W kontekście dzisiejszej Ewangelii rodzi się następujące pytanie: Czy widzisz się w tych, którzy będą uznani za godnych udziału w świecie przyszłym i w powstaniu ze śmierci? Tam już nie ma ani małżeństwa, ani śmierci, a my sami będziemy jak aniołowie. Jezus mówi zdumiewające słowa, które mnie zawsze więcej niż tylko ciekawiły. Aniołowie przecież nie mają ciał, a my mamy przekroczyć zmartwychwstanie właśnie po to, by odzyskać ciała? Kim tam będziemy? Cieniami?  Duszami? Częścią siebie samych? Czy będziemy do siebie podobni? Czy zachowamy płeć? A jeśli tak, to po co, skoro Jezus mówi, że nie będziemy tam żenić się ani za mąż wychodzić?

Zacznijmy od tego, że już tu,  na ziemi, co kilka lat zmienia się nasz wygląd, niekiedy tak dalece,  że ludzie, którzy nas nie widzieli przez dziesięć lat, z trudnością nas rozpoznają albo w ogóle, choć jesteśmy tymi samymi ludźmi. Tymi samymi a jakże różnymi! Niekiedy też tak dalece zmieniamy poglądy i przekonania, że samych siebie nie poznajemy w naszych rewolucyjnych mentalnych przemianach. Ciągle w nas coś umiera i coś zmartwychwstaje jako zupełnie nowa jakość, zarówno na poziomie materialnym jak i duchowym.

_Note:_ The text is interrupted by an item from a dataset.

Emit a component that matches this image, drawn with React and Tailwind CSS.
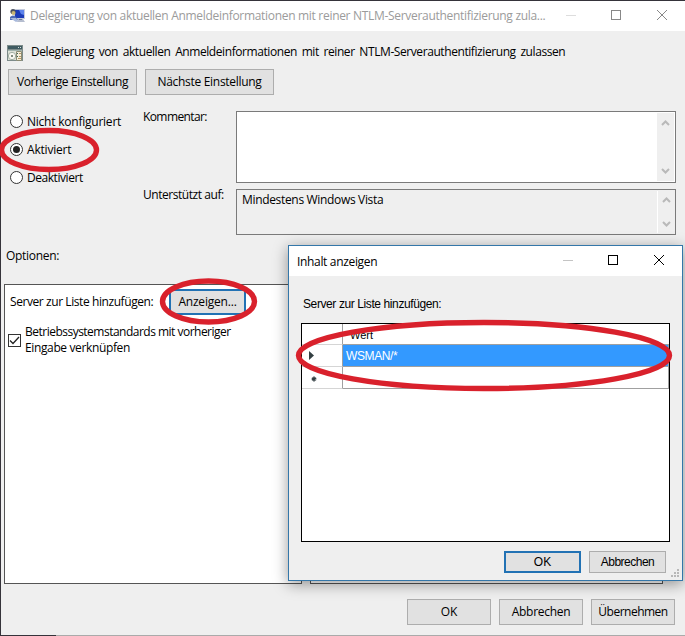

Nie wyobrażam więc sobie, że zmartwychwstanie będzie jedynie ożywieniem cmentarzy. Ta wizja wydaje mi się groteskowa i naiwna. Byłoby to raczej jedynie wskrzeszenie starych trupów, a nie zmartwychwstanie do nowej jakości istnienia.

Śmierć i zmartwychwstanie jawią się w Biblii raczej jako dramatyczny, ale za to ostateczny skok ku zmianie niezmiennej, ku jakości życia całkowicie ofiarowanej przez Boga w Chrystusie.
Śmierć więc to ostatnie umieranie i ostatnie zmartwychwstanie i mamy prawo ufać, że nie będziemy się nudzić po śmierci, błądząc w jakiś wilgotnych i mrocznych labiryntach, nie wiedząc za bardzo, co ze sobą zrobić. Możemy wierzyć, że od razu spotkamy niezwykłe życie w Chrystusie, co nazywamy zmartwychwstaniem.